Public and private sector investors in Denmark, France and Luxembourg have made initial commitments of €235m for the first of three planned vintages of an Amundi-European Investment Bank (EIB) programme to foster the development of new green debt segments.
Investors taking part include Caisse des Dépôts et Consignations (CDC) and social welfare group Agrica in France, and Danish pension fund Lærernes. The EIB has made an initial commitment of €60m.
Yves Perrier, chief executive officer of Amundi, said: “We have seen fantastic enthusiasm for this programme among institutional investors who recognise the importance of energy transition and wish to diversify their sources of yield in a low interest rate environment.”
Launched in July, the Green Credit Continuum programme has the goal of expanding Europe’s green debt markets to help meet climate objectives by investing in green high yield corporate bonds, green private debt and green securitised debt.
These segments, says Jean-Jacques Barberis, co-head of institutional clients coverage at Amundi, are “where the green bond market was 10 years ago”.
The programme is about tackling the demand and supply side of the equation, offering investors diversification and higher yields as well as an opportunity to invest in the decarbonisation of the economy, while a “green transaction network” with banks and issuers will work on sourcing and producing “relevant, high-quality and transparent green debt, financing impactful activities”.
“Europe has demonstrated it is the most mature green bond market in the world and paved the way for the development of that market abroad, but to make the energy transition happen we will need new instruments,” Barberis told IPE.
‘Industrialisation’ as marker of success
The ultimate ambition, he said, is for the programme to “disappear”.
He gave the example of Amundi’s emerging market green bond programme with the International Finance Corporation, indicating it had paved the way for Amundi to next year launch an open-ended fund, accessible to retail and institutional investors, to invest in emerging market green corporate bonds.
“That’s because the proof of concept was made by the first one,” said Barberis. “So then people like us are able to industrialise and then you really start to have potential massive movements of money.”

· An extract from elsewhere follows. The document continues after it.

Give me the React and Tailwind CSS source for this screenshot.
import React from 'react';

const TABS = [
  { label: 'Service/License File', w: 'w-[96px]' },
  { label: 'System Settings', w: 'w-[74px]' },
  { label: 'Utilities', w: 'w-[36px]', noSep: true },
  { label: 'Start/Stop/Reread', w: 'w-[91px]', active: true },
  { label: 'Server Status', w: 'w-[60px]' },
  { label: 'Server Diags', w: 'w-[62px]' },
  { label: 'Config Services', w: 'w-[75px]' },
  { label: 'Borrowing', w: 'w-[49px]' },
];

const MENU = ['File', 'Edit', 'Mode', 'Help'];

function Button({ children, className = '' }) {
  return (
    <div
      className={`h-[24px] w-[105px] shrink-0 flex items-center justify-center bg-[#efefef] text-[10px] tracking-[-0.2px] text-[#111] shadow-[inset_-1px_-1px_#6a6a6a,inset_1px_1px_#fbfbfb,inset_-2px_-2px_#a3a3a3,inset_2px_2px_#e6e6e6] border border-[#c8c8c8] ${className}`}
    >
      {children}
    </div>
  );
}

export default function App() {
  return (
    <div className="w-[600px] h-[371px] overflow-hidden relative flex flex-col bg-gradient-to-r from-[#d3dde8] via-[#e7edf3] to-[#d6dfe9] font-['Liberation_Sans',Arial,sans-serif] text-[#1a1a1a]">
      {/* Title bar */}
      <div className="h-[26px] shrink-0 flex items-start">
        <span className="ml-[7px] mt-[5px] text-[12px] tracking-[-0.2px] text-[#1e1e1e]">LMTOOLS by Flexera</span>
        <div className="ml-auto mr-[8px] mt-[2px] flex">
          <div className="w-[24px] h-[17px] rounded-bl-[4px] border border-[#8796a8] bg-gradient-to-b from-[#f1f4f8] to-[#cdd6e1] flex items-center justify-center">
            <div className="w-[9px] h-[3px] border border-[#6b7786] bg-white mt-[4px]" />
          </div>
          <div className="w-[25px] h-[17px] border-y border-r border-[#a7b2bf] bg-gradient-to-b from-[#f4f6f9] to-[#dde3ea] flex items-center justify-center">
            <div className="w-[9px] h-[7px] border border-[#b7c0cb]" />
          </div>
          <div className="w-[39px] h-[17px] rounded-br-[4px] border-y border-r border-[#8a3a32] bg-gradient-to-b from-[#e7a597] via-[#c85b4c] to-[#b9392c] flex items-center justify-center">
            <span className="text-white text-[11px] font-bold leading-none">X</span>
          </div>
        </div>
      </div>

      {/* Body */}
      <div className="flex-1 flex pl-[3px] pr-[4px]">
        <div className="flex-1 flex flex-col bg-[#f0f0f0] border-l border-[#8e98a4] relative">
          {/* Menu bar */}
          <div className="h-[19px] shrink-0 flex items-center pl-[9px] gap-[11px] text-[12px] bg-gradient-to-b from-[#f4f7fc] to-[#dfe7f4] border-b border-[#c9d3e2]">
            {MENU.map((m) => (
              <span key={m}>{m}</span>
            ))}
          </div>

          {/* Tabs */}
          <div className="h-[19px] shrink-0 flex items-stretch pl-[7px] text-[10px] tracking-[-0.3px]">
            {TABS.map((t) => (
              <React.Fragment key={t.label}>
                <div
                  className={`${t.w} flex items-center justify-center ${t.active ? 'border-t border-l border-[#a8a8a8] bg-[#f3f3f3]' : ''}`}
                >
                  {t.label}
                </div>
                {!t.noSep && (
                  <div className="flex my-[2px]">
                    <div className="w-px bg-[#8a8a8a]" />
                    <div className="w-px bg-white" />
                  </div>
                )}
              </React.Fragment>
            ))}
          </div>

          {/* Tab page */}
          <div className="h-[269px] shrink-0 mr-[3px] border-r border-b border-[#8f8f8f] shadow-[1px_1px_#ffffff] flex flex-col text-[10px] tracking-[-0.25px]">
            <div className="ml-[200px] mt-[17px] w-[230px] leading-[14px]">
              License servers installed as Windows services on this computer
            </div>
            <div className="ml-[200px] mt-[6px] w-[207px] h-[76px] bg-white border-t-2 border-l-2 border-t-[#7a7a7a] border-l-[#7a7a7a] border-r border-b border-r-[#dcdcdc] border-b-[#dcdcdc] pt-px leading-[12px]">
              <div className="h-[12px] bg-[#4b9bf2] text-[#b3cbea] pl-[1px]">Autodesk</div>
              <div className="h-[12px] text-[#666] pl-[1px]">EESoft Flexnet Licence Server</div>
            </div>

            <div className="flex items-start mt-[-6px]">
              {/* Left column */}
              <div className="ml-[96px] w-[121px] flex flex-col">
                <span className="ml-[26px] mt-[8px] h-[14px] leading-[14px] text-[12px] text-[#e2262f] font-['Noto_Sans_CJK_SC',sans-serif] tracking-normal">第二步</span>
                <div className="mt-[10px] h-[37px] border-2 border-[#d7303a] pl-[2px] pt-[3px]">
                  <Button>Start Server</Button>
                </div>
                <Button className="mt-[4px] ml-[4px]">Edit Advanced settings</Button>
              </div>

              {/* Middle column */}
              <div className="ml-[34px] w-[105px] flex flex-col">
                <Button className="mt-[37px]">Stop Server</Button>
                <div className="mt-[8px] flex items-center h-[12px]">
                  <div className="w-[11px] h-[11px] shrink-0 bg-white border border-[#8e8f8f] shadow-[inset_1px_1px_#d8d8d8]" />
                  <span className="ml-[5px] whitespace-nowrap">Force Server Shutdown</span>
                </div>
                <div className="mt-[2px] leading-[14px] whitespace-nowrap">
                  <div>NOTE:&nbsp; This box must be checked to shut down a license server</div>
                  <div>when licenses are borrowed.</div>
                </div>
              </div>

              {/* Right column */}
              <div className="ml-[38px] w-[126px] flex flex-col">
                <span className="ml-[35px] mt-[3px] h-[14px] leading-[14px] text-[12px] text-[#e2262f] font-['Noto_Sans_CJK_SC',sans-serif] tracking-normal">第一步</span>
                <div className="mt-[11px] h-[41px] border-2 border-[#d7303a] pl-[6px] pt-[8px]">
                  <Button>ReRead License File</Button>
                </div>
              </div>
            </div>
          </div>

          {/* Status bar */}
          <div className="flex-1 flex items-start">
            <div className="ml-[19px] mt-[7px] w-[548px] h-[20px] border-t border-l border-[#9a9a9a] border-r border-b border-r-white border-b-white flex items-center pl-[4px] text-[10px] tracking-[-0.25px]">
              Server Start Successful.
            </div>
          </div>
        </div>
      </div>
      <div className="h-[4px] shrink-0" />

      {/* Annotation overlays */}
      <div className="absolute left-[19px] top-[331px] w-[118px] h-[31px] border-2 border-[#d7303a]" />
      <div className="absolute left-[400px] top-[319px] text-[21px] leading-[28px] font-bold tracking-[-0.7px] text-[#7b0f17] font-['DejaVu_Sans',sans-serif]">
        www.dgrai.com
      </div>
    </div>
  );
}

The aim for the Green Credit Continuum programme is to raise funds for three vintages, and to deploy €1bn in total.
“Let’s hope that in three to four years we’re going to open open-ended funds for green high yield where everybody will be able to invest,” said Barberis.
France’s CDC, which is also a state development bank, made an initial commitment of €50m to the programme in its capacity as an institutional investor.
Laurent Deborde, chief innovation officer in the financial investment division at the public institution, told IPE that most of CDC’s €170bn assets under management are managed internally, but that it delegates a small part of its investments or buys shares in funds for proportionally small amounts for a couple of strategies, one of which is about trying to find innovative investment ideas in areas such as responsible investment.
He said it was as part of this strategy that the French investor committed to the Green Credit Continuum programme.
CDC was attracted by the opportunity to take part in the development of the green debt market “beyond the usual suspects of large listed investment grade companies,” said Deborde.
“ABS, high yield bonds, unlisted companies, these are all of interest to us.”
Deborde also said the programme’s commitment to thorough analysis of instruments’ green credentials and the additionality of new projects appealed to CDC.
“The fact that this programme rests on a very clear policy is certainly a way to develop this market by fostering the credibility of the green labels,” he said.
CDC is a founding member of the Net Zero Asset Owner Alliance, a UN-convened group of asset owners committed to transitioning their investment portfolios to net-zero greenhouse gas emissions by 2050.